Right now, Arizona and Utah look up to the task. Colorado and Arizona State have some ground to make up.
But come after this collective group at your own peril. Seriously.
Basketball is Going to Be Big-Time
The Big 12 already has the best basketball conference in the country. With the new configuration in 2024-25?
And everyone has a year to recruit before they get together.
Here’s the Pac-12 Offer
One of the big questions throughout the process was what exactly the Pac-12 was offered. The Athletic’s Stewart Mandel had a breakdown that Oregon’s On3 Twitter feed sent out.
So a $25 million base plus incentives for subscriptions. The Pac-12 would have needed $1.7 million subscriptions to match the Big 12’s base per-team television revenue of $31.7 million.

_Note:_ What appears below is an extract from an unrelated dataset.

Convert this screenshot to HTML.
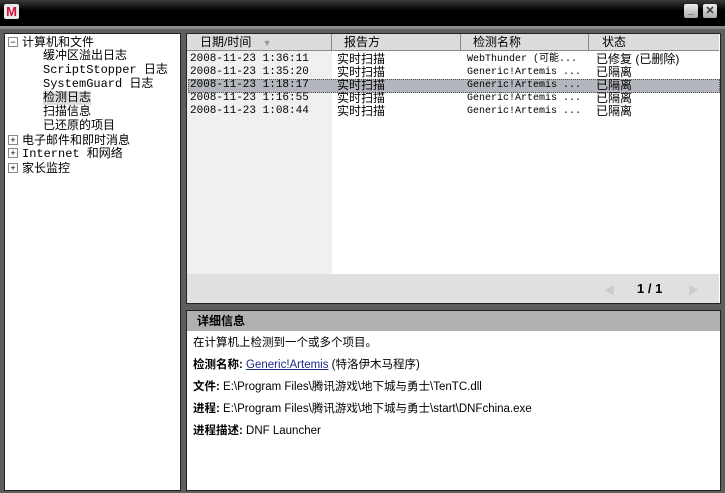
<!DOCTYPE html><html><head><meta charset="utf-8"><style>
body{margin:0;width:725px;height:493px;background:#5e5e5e;position:relative;overflow:hidden;font-family:"Liberation Sans","Noto Sans CJK SC",sans-serif;font-size:12px;color:#000}
.a{position:absolute}
.mono{font-family:"Liberation Mono","Noto Sans CJK SC",monospace;font-size:11px}
.r div{height:13px;line-height:13px;overflow:visible;white-space:nowrap}
.t div{height:14px;line-height:14px;white-space:nowrap}
.b{display:inline-block;width:8px;height:8px;border:1px solid #888;font:9px/8px sans-serif;text-align:center;margin-right:4px;vertical-align:1px}
</style></head><body>
<div class="a" style="left:0;top:0;width:725px;height:26px;background:linear-gradient(#3a3a3a,#000 40%,#000)"></div>
<div class="a" style="left:0;top:26px;width:725px;height:3px;background:#8a8a8a"></div>
<div class="a" style="left:4px;top:4px;width:15px;height:15px;background:#e8e8e8;border-radius:2px;color:#d0103a;font:bold 13px/15px 'Liberation Sans';text-align:center">M</div>
<div class="a" style="left:684px;top:4px;width:14px;height:14px;background:linear-gradient(#eee,#aaa);border-radius:2px;font:bold 10px/14px sans-serif;text-align:center;color:#333">_</div>
<div class="a" style="left:703px;top:4px;width:14px;height:14px;background:linear-gradient(#eee,#aaa);border-radius:2px;font:bold 11px/14px sans-serif;text-align:center;color:#333">✕</div>

<div class="a" style="left:4px;top:33px;width:175px;height:456px;background:#fff;border:1px solid #222"></div>
<div class="a t" style="left:8px;top:35px;width:170px;font-size:12px">
<div><span class="b">−</span>计算机和文件</div>
<div class="mono" style="padding-left:35px;font-size:12px">缓冲区溢出日志</div>
<div class="mono" style="padding-left:35px;font-size:12px">ScriptStopper 日志</div>
<div class="mono" style="padding-left:35px;font-size:12px">SystemGuard 日志</div>
<div class="mono" style="padding-left:35px;font-size:12px"><span style="background:#ddd">检测日志</span></div>
<div class="mono" style="padding-left:35px;font-size:12px">扫描信息</div>
<div class="mono" style="padding-left:35px;font-size:12px">已还原的项目</div>
<div><span class="b">+</span>电子邮件和即时消息</div>
<div class="mono" style="font-size:12px"><span class="b">+</span>Internet 和网络</div>
<div><span class="b">+</span>家长监控</div>
</div>

<div class="a" style="left:186px;top:33px;width:533px;height:269px;background:#fff;border:1px solid #222"></div>
<div class="a" style="left:187px;top:50px;width:145px;height:224px;background:#f0f0f0"></div>
<div class="a" style="left:187px;top:34px;width:532px;height:16px;background:#dcdcdc;border-bottom:1px solid #888"></div>
<div class="a" style="left:200px;top:35px;line-height:15px">日期/时间 <span style="color:#999;font-size:9px;margin-left:8px">▼</span></div>
<div class="a" style="left:331px;top:34px;width:1px;height:16px;background:#888"></div>
<div class="a" style="left:344px;top:35px;line-height:15px">报告方</div>
<div class="a" style="left:460px;top:34px;width:1px;height:16px;background:#888"></div>
<div class="a" style="left:473px;top:35px;line-height:15px">检测名称</div>
<div class="a" style="left:588px;top:34px;width:1px;height:16px;background:#888"></div>
<div class="a" style="left:602px;top:35px;line-height:15px">状态</div>
<div class="a" style="left:188px;top:79px;width:530px;height:12px;background:#b4b6be;border:1px dotted #555"></div>
<div class="a mono r" style="left:190px;top:53px"><div>2008-11-23 1:36:11</div><div>2008-11-23 1:35:20</div><div>2008-11-23 1:18:17</div><div>2008-11-23 1:16:55</div><div>2008-11-23 1:08:44</div></div>
<div class="a r" style="left:337px;top:53px"><div>实时扫描</div><div>实时扫描</div><div>实时扫描</div><div>实时扫描</div><div>实时扫描</div></div>
<div class="a mono r" style="left:467px;top:53px;font-size:10px"><div>WebThunder (可能...</div><div>Generic!Artemis ...</div><div>Generic!Artemis ...</div><div>Generic!Artemis ...</div><div>Generic!Artemis ...</div></div>
<div class="a r" style="left:596px;top:53px"><div>已修复 (已删除)</div><div>已隔离</div><div>已隔离</div><div>已隔离</div><div>已隔离</div></div>
<div class="a" style="left:187px;top:274px;width:532px;height:29px;background:#e0e0e0"></div>
<div class="a" style="left:604px;top:282px;color:#ccc;font-size:11px">◀</div>
<div class="a" style="left:637px;top:281px;font-weight:bold;font-size:13px">1 / 1</div>
<div class="a" style="left:688px;top:282px;color:#ccc;font-size:11px">▶</div>

<div class="a" style="left:186px;top:310px;width:533px;height:179px;background:#fff;border:1px solid #222"></div>
<div class="a" style="left:187px;top:311px;width:533px;height:20px;background:#b0b0b0"></div>
<div class="a" style="left:197px;top:313px;font-weight:bold;line-height:16px">详细信息</div>
<div class="a" style="left:193px;top:332px;line-height:22px;font-size:11.5px">
<div>在计算机上检测到一个或多个项目。</div>
<div><b>检测名称:</b> <span style="color:#1a2a8a;text-decoration:underline">Generic!Artemis</span> (特洛伊木马程序)</div>
<div><b>文件:</b> E:\Program Files\腾讯游戏\地下城与勇士\TenTC.dll</div>
<div><b>进程:</b> E:\Program Files\腾讯游戏\地下城与勇士\start\DNFchina.exe</div>
<div><b>进程描述:</b> DNF Launcher</div>
</div>
</body></html>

Does anyone really think the Pac-12 would have been able to get $1.7 million subscriptions together? I find it dubious. Remember — this isn’t that you get the Pac-12 because you have Apple. It’s an add-on, like Apple’s MLS package. And when you read that Kliavkoff wanted the room to think $50 million per team with subscriptions, well, you can see why other programs left.
Like anyone else, these programs deal in guaranteed money, not potential pipe dreams.
By the Way …
How does Kliavkoff still have a job at this point? The remaining four members should have fired him Saturday morning. It’s not all his fault, but when you’re a commissioner your job is to lead. And, well, he didn’t.
It’s Not Over
The ACC wants more money. Florida State seems to think it can threaten a revolt. It’s the next league to go through this. I’m not sure when the cycle will end.
But, for now, the Big 12 has stability, something it’s wanted for a long time.